Wednesday, June 09, 2010

Ghar Dalam




Formation.
The Ice Age had a great impact on Malta not only in shaping its topography but also on its flora and fauna. The climate in those days was milder and much wetter, almost tropical. The vast amount of water from heavy rainfalls was responsible for carving up the landscape and forming the valleys, as we know them today. Underground caverns and caves were also hollowed out. One such cave is that of Ghar Dalam, perched on a low cliff-face at the mouth of Wied Dalam at Birzebbuga on the south of Malta. It is good example of the KARST phenomenon erosive process within the Lower Coralline Limestone layer. Today Għar Dalam is considered to be one of the oldest caves in Maltese Islands. Evidence of its remote antiquity are the huge stalagmites and stalactites located in the first quarter of the cave. This cave was formed by the action of rushing waters that eroded the soft limestone forming a long phreatic tube. An overlaying river running down towards the sea gradually ate its way into, through, and well beyond the subterranean tunnel, reaching ultimately the level of the present valley bed. The two ends of the tunnel were thus left perched high on either side of the valley. One end is now Għar Dalam, whilst the opposite end is known simply as 'the Second Cave'.

Cave deposits.
The overflowing river, running at right angles to the tunnel, gradually “ate” its way deeper and deeper into the limestone until it reached the tunnel's roof and breached it. This formation of the cave happened in the early periods of the Pleistocene, but the collapse of the cave’s roof happened at much the same time when herds of hippopotami and elephants roamed the southern European shores. The opening of the tunnel roof acted as a swallow-hole. In this way soil, pebbles, stones, carcasses of dead animals, dismembered skeletal parts and other debris dragged by the river were sucked into the tunnel and deposited within. The pile of soil and bones gradually spread laterally but never reached either end of the tunnel. This explains why most of the organic remains (bones) are limited to the outermost 75 meters.

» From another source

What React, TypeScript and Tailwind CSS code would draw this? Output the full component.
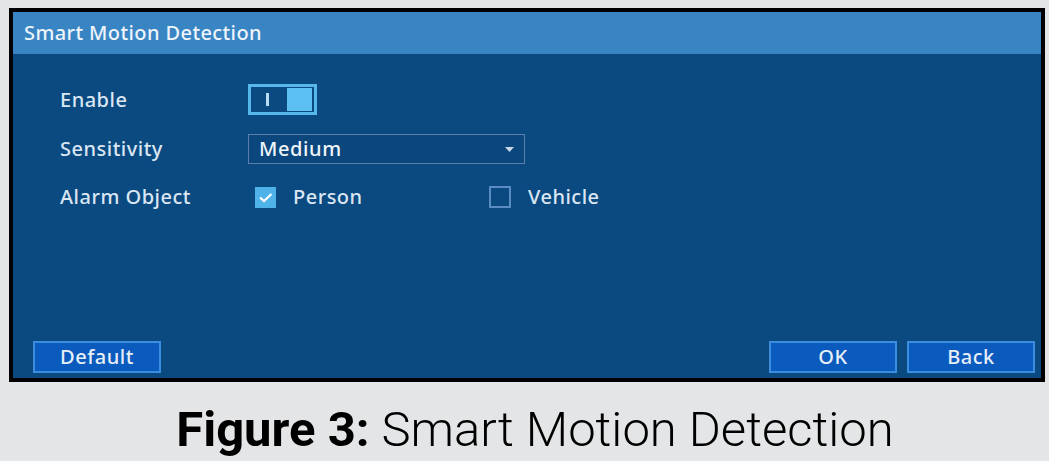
import React from 'react';

const uiFont = { fontFamily: '"Noto Sans", "Open Sans", sans-serif' };

const Button: React.FC<{ label: string }> = ({ label }) => (
    <button className="w-[128px] h-[32px] bg-[#0a5bbd] border-2 border-[#3b8ede] text-[#e6eef8] text-[20px] font-medium tracking-[0.5px] leading-none flex items-center justify-center">
        {label}
    </button>
);

const Checkbox: React.FC<{ checked?: boolean; label: string }> = ({ checked, label }) => (
    <div className="flex items-center gap-[17px]">
        {checked ? (
            <div className="w-[21px] h-[21px] bg-[#4fb3ea] flex items-center justify-center">
                <svg width="15" height="12" viewBox="0 0 15 12" fill="none">
                    <path d="M2 6.5 L6 10 L13.5 3" stroke="#ffffff" strokeWidth="2.2" />
                </svg>
            </div>
        ) : (
            <div className="w-[22px] h-[22px] border-2 border-[#5a8cc2]" />
        )}
        <span className="text-[20px] font-medium tracking-[0.5px] text-[#dae6f2]">{label}</span>
    </div>
);

export default function App() {
    return (
        <div className="w-[1049px] h-[461px] bg-[#e4e5e6] pt-[8px] pl-[9px]" style={uiFont}>
            <div className="w-[1036px] h-[374px] border-4 border-black bg-[#0b4a81] flex flex-col">
                <div className="h-[42px] bg-[#3985c4] flex items-center pl-[11px] text-[20px] tracking-[0.4px] font-medium text-[#eef4fa]">
                    Smart Motion Detection
                </div>

                <div className="flex-1 flex flex-col pl-[47px] pt-[30px]">
                    <div className="flex items-center h-[31px]">
                        <span className="w-[188px] text-[20px] font-medium tracking-[0.5px] text-[#dae6f2]">Enable</span>
                        <div className="w-[69px] h-[31px] border-[3px] border-[#57b6ea] flex items-center justify-between pl-[15px] pr-[1px]">
                            <div className="w-[3px] h-[13px] bg-[#b8dcf3]" />
                            <div className="w-[27px] h-[25px] bg-[#5cc0f2] border border-[#0c4a80]" />
                        </div>
                    </div>

                    <div className="flex items-center h-[30px] mt-[19px]">
                        <span className="w-[188px] text-[20px] font-medium tracking-[0.5px] text-[#dae6f2]">Sensitivity</span>
                        <div className="w-[277px] h-[30px] border border-[#5b7fa8] bg-[#0b477c] flex items-center justify-between pl-[10px] pr-[10px]">
                            <span className="text-[20px] tracking-[0.6px] font-medium text-[#f0f5fa]">Medium</span>
                            <svg width="9" height="5" viewBox="0 0 9 5">
                                <path d="M0 0 H9 L4.5 5 Z" fill="#c8d8ea" />
                            </svg>
                        </div>
                    </div>

                    <div className="flex items-center h-[30px] mt-[18px]">
                        <span className="w-[195px] text-[20px] font-medium tracking-[0.5px] text-[#dae6f2]">Alarm Object</span>
                        <div className="w-[234px]">
                            <Checkbox checked label="Person" />
                        </div>
                        <Checkbox label="Vehicle" />
                    </div>

                    <div className="flex-1" />

                    <div className="flex items-center -ml-[27px] mr-[6px] mb-[5px]">
                        <Button label="Default" />
                        <div className="flex-1" />
                        <div className="flex gap-[10px]">
                            <Button label="OK" />
                            <Button label="Back" />
                        </div>
                    </div>
                </div>
            </div>

            <div className="mt-[23px] -ml-[9px] w-[1049px] text-center text-[49px] leading-[49px] text-black pl-[21px]" style={{ fontFamily: 'Roboto, sans-serif' }}>
                <span className="font-bold">Figure 3:</span>
                <span className="font-light"> Smart Motion Detection</span>
            </div>
        </div>
    );
}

The lowermost layer inside the cave is made up of dissolved clay and is devoid of any animal remains, but in the second lowermost layer known as the “Hippopotamus layer", thousands of molars (teeth) and other skeletal parts had been discovered. Two species of hippopotamus have been identified as well as two species of elephants, and a variety of micro-mammals including dormice and bats. What made all these animals special was the fact that while some become stunted in stature, others turned into giants.